■ **Requirements**
Quote the listing below in its entirety, omitting every image.

--*--

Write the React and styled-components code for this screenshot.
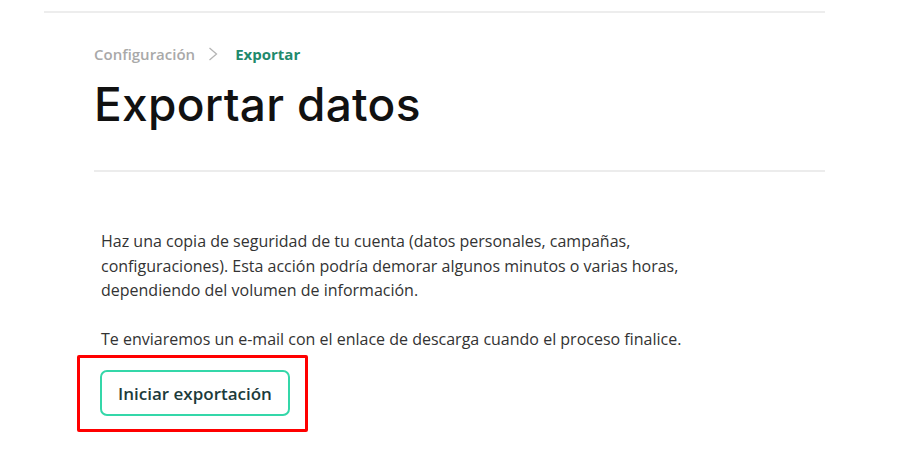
import React from 'react';
import styled, { createGlobalStyle } from 'styled-components';

const GlobalStyle = createGlobalStyle`
	body {
		margin: 0;
		background: #ffffff;
		font-family: 'Open Sans', 'Liberation Sans', sans-serif;
	}
`;

const Page = styled.div`
	width: 921px;
	height: 456px;
	overflow: hidden;
	background: #ffffff;
`;

const TopBar = styled.div`
	margin: 11px 96px 0 44px;
	height: 2px;
	background: #ededed;
`;

const Main = styled.main`
	width: 731px;
	margin-left: 94px;
`;

const Header = styled.header`
	padding-top: 31px;
	padding-bottom: 38px;
	border-bottom: 2px solid #ececec;
`;

const Breadcrumb = styled.nav`
	display: flex;
	align-items: center;
	gap: 13px;
	font-size: 15px;
	font-weight: 600;
	line-height: 20px;
`;

const Crumb = styled.span`
	color: ${(p) => (p.$active ? '#1f8a6c' : '#a9a9a9')};
	font-weight: ${(p) => (p.$active ? 700 : 600)};
`;

const Chevron = styled.svg`
	width: 14px;
	height: 14px;
`;

const Title = styled.h1`
	margin: 12px 0 0;
	font-family: 'Inter', 'Liberation Sans', sans-serif;
	font-weight: 500;
	font-size: 46px;
	line-height: 56px;
	letter-spacing: 0.3px;
	color: #111111;
`;

const Body = styled.section`
	padding: 57px 0 0 7px;
`;

const Text = styled.p`
	margin: 0 0 24px;
	font-size: 16px;
	line-height: 24.5px;
	color: #333333;
	max-width: 640px;
`;

const Highlight = styled.div`
	display: inline-block;
	margin: -20px 0 0 -24px;
	padding: 12px 15px 13px 20px;
	border: 3px solid #ff0000;
	border-radius: 2px;
`;

const Button = styled.button`
	display: block;
	height: 46px;
	padding: 0 16px;
	border: 2px solid #34d7a9;
	border-radius: 7px;
	background: #ffffff;
	font-family: 'Open Sans', 'Liberation Sans', sans-serif;
	font-size: 17px;
	font-weight: 600;
	color: #1c3b3b;
	cursor: pointer;
`;

export default function App() {
	return (
		<Page>
			<GlobalStyle />
			<TopBar />
			<Main>
				<Header>
					<Breadcrumb>
						<Crumb>Configuración</Crumb>
						<Chevron viewBox="0 0 14 14" fill="none">
							<path d="M1.5 1 L8.5 7 L1.5 13" stroke="#b5b5b5" strokeWidth="1.3" />
						</Chevron>
						<Crumb $active>Exportar</Crumb>
					</Breadcrumb>
					<Title>Exportar datos</Title>
				</Header>
				<Body>
					<Text>
						Haz una copia de seguridad de tu cuenta (datos personales, campañas,
						configuraciones). Esta acción podría demorar algunos minutos o varias horas,
						dependiendo del volumen de información.
					</Text>
					<Text>
						Te enviaremos un e-mail con el enlace de descarga cuando el proceso finalice.
					</Text>
					<Highlight>
						<Button>Iniciar exportación</Button>
					</Highlight>
				</Body>
			</Main>
		</Page>
	);
}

--*--

■ **Finished answer**
Write the React and styled-components code for this screenshot.
import React from 'react';
import styled, { createGlobalStyle } from 'styled-components';

const GlobalStyle = createGlobalStyle`
	body {
		margin: 0;
		background: #ffffff;
		font-family: 'Open Sans', 'Liberation Sans', sans-serif;
	}
`;

const Page = styled.div`
	width: 921px;
	height: 456px;
	overflow: hidden;
	background: #ffffff;
`;

const TopBar = styled.div`
	margin: 11px 96px 0 44px;
	height: 2px;
	background: #ededed;
`;

const Main = styled.main`
	width: 731px;
	margin-left: 94px;
`;

const Header = styled.header`
	padding-top: 31px;
	padding-bottom: 38px;
	border-bottom: 2px solid #ececec;
`;

const Breadcrumb = styled.nav`
	display: flex;
	align-items: center;
	gap: 13px;
	font-size: 15px;
	font-weight: 600;
	line-height: 20px;
`;

const Crumb = styled.span`
	color: ${(p) => (p.$active ? '#1f8a6c' : '#a9a9a9')};
	font-weight: ${(p) => (p.$active ? 700 : 600)};
`;

const Chevron = styled.svg`
	width: 14px;
	height: 14px;
`;

const Title = styled.h1`
	margin: 12px 0 0;
	font-family: 'Inter', 'Liberation Sans', sans-serif;
	font-weight: 500;
	font-size: 46px;
	line-height: 56px;
	letter-spacing: 0.3px;
	color: #111111;
`;

const Body = styled.section`
	padding: 57px 0 0 7px;
`;

const Text = styled.p`
	margin: 0 0 24px;
	font-size: 16px;
	line-height: 24.5px;
	color: #333333;
	max-width: 640px;
`;

const Highlight = styled.div`
	display: inline-block;
	margin: -20px 0 0 -24px;
	padding: 12px 15px 13px 20px;
	border: 3px solid #ff0000;
	border-radius: 2px;
`;

const Button = styled.button`
	display: block;
	height: 46px;
	padding: 0 16px;
	border: 2px solid #34d7a9;
	border-radius: 7px;
	background: #ffffff;
	font-family: 'Open Sans', 'Liberation Sans', sans-serif;
	font-size: 17px;
	font-weight: 600;
	color: #1c3b3b;
	cursor: pointer;
`;

export default function App() {
	return (
		<Page>
			<GlobalStyle />
			<TopBar />
			<Main>
				<Header>
					<Breadcrumb>
						<Crumb>Configuración</Crumb>
						<Chevron viewBox="0 0 14 14" fill="none">
							<path d="M1.5 1 L8.5 7 L1.5 13" stroke="#b5b5b5" strokeWidth="1.3" />
						</Chevron>
						<Crumb $active>Exportar</Crumb>
					</Breadcrumb>
					<Title>Exportar datos</Title>
				</Header>
				<Body>
					<Text>
						Haz una copia de seguridad de tu cuenta (datos personales, campañas,
						configuraciones). Esta acción podría demorar algunos minutos o varias horas,
						dependiendo del volumen de información.
					</Text>
					<Text>
						Te enviaremos un e-mail con el enlace de descarga cuando el proceso finalice.
					</Text>
					<Highlight>
						<Button>Iniciar exportación</Button>
					</Highlight>
				</Body>
			</Main>
		</Page>
	);
}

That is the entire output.